■ **DATA**
╔══

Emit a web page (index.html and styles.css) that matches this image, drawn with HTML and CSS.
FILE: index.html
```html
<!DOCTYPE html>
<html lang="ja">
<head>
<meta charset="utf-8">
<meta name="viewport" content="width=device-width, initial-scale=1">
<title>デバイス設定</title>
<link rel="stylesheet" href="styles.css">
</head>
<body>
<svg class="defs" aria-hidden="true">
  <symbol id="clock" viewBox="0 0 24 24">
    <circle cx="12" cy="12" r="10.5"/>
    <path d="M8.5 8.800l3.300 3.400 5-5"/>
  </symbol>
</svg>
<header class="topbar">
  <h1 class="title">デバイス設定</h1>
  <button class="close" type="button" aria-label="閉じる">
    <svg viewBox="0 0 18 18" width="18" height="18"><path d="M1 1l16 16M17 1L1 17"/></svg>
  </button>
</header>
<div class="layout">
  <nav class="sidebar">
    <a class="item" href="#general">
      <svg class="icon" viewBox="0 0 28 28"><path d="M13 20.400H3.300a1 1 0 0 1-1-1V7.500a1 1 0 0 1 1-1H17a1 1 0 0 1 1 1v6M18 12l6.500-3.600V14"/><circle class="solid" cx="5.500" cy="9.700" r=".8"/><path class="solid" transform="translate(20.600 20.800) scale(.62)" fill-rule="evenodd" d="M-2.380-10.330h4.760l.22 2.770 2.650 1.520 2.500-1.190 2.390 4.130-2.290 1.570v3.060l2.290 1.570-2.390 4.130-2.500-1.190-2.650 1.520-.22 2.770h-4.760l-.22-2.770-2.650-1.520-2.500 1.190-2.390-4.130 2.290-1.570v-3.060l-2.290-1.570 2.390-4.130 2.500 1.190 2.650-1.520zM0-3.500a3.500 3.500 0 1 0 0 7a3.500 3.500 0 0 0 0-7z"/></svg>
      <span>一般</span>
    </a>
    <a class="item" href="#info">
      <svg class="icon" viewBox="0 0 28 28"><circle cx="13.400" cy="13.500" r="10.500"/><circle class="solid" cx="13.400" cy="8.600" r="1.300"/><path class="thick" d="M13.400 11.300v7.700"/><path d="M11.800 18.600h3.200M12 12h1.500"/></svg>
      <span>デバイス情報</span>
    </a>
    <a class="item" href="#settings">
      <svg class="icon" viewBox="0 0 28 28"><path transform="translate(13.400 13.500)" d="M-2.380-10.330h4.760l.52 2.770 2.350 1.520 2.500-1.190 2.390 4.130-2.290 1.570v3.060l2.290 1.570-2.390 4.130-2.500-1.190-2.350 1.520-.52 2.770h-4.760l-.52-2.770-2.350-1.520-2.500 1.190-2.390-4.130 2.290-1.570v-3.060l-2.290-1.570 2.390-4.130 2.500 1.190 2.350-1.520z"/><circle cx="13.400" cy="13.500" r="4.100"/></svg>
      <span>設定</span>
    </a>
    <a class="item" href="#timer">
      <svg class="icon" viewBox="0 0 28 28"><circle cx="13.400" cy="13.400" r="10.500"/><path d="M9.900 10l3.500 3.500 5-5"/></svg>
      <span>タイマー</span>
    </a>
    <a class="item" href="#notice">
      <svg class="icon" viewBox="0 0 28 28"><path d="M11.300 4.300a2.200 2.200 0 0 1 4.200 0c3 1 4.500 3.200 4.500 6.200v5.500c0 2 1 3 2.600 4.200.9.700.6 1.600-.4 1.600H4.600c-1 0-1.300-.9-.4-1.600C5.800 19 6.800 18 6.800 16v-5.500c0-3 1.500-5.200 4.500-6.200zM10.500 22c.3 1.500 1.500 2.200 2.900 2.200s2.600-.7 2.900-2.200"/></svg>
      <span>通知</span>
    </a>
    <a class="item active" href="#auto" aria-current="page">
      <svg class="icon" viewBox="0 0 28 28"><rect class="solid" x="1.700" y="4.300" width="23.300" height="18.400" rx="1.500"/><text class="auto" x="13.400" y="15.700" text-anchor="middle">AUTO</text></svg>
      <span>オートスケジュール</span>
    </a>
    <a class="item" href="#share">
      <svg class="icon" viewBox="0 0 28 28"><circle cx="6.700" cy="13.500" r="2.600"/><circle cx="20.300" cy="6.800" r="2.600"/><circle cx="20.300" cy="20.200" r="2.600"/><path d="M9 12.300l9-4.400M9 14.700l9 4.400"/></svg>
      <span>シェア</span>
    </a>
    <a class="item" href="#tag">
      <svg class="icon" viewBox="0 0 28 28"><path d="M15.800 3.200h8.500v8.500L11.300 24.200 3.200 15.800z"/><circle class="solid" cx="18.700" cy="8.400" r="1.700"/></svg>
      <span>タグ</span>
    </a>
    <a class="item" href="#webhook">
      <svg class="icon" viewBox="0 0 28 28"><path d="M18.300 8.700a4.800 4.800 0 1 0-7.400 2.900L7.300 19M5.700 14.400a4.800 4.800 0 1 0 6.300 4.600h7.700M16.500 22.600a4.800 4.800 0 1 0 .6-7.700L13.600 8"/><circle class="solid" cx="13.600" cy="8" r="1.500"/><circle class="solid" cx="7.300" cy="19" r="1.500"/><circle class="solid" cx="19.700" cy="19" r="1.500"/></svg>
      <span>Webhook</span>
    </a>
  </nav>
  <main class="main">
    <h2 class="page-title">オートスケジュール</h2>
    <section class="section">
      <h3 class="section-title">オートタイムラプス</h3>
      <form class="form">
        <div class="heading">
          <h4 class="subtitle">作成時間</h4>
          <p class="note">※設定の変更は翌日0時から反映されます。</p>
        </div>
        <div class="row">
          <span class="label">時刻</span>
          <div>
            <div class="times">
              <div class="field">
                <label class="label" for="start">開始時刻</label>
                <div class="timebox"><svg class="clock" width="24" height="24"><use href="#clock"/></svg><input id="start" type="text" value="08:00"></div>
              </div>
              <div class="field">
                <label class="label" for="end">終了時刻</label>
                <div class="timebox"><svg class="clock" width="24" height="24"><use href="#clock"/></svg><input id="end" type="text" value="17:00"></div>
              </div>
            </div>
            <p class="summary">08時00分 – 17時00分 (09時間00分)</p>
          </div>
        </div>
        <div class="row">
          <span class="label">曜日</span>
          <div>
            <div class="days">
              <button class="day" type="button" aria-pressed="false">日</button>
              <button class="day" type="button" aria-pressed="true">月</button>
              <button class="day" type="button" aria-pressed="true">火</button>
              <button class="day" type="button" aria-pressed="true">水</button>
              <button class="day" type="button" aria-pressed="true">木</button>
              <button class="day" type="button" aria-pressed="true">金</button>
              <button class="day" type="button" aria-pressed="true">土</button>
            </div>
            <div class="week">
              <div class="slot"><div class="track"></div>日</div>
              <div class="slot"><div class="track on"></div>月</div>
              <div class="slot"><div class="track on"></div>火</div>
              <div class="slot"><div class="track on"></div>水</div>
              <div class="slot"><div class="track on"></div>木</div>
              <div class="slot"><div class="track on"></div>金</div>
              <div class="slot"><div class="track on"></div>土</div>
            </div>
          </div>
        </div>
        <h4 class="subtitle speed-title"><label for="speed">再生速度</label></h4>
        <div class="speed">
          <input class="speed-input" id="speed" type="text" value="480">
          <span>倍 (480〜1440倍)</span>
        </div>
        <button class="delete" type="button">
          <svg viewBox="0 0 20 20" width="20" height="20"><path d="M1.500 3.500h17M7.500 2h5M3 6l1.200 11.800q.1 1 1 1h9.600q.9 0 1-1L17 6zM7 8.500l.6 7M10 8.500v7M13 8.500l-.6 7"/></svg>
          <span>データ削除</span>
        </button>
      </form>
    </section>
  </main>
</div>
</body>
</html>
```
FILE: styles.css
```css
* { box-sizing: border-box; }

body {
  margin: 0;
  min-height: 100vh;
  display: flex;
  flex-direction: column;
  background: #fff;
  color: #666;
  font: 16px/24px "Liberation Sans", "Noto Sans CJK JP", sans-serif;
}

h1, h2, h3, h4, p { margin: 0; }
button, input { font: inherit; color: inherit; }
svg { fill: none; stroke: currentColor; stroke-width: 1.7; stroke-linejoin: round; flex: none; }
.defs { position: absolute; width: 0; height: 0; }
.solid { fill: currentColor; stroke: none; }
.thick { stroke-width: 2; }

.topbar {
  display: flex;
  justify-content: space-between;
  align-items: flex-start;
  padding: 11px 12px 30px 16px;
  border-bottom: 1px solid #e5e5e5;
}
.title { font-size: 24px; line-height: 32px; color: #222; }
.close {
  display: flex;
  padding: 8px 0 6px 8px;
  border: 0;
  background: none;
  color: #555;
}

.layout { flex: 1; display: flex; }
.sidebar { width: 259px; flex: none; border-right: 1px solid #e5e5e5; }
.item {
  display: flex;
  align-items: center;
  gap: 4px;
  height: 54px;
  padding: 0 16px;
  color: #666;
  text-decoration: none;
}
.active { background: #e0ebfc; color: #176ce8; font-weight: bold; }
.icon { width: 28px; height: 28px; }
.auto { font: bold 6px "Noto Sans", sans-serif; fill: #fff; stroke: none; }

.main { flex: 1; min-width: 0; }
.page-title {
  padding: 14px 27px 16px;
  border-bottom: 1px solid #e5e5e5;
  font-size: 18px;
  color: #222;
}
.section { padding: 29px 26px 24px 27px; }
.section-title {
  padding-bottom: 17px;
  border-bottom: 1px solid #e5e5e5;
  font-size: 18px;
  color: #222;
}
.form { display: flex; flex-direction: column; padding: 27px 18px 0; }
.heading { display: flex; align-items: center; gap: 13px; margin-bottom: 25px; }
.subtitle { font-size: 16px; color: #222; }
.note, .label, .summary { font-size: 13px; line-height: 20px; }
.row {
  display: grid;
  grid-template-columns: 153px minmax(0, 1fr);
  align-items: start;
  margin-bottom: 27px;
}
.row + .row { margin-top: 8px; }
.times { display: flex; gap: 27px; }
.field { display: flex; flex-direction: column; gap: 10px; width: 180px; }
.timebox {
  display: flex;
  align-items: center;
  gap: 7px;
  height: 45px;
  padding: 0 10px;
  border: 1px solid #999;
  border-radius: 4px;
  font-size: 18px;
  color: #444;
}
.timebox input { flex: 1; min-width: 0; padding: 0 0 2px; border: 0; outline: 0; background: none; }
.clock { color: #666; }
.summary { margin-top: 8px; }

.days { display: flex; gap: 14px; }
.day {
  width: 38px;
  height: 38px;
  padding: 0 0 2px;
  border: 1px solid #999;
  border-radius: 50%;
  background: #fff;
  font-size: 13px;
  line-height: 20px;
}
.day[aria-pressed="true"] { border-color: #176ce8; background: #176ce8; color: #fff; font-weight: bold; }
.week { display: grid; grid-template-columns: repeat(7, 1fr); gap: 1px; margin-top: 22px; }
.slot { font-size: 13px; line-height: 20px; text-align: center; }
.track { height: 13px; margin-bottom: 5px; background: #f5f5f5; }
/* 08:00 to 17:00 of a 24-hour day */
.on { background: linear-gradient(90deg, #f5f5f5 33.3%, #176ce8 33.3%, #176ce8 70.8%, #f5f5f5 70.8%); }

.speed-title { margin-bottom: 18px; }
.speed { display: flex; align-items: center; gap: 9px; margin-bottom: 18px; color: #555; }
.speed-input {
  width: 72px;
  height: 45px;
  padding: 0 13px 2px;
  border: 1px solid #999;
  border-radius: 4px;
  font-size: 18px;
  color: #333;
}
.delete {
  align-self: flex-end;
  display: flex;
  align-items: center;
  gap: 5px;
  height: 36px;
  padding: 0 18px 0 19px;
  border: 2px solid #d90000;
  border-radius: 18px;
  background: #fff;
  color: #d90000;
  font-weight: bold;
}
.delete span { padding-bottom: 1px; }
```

╚══
╔══

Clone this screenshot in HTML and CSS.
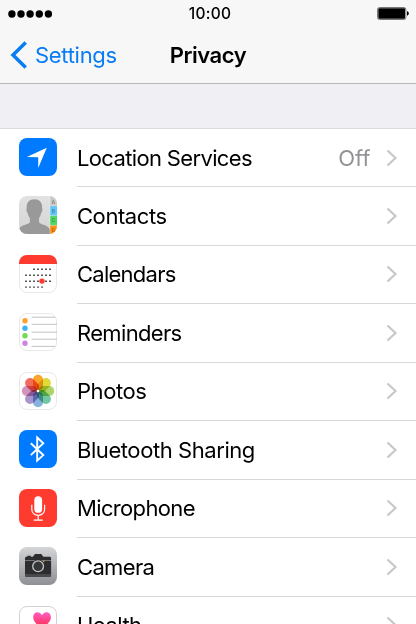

╚══

■ **OBJECTIVE**
Which lines above contain the word "page"? Copy each of them.

■ **OUTPUT**
Emit a web page (index.html and styles.css) that matches this image, drawn with HTML and CSS.
    <a class="item active" href="#auto" aria-current="page">
    <h2 class="page-title">オートスケジュール</h2>
.page-title {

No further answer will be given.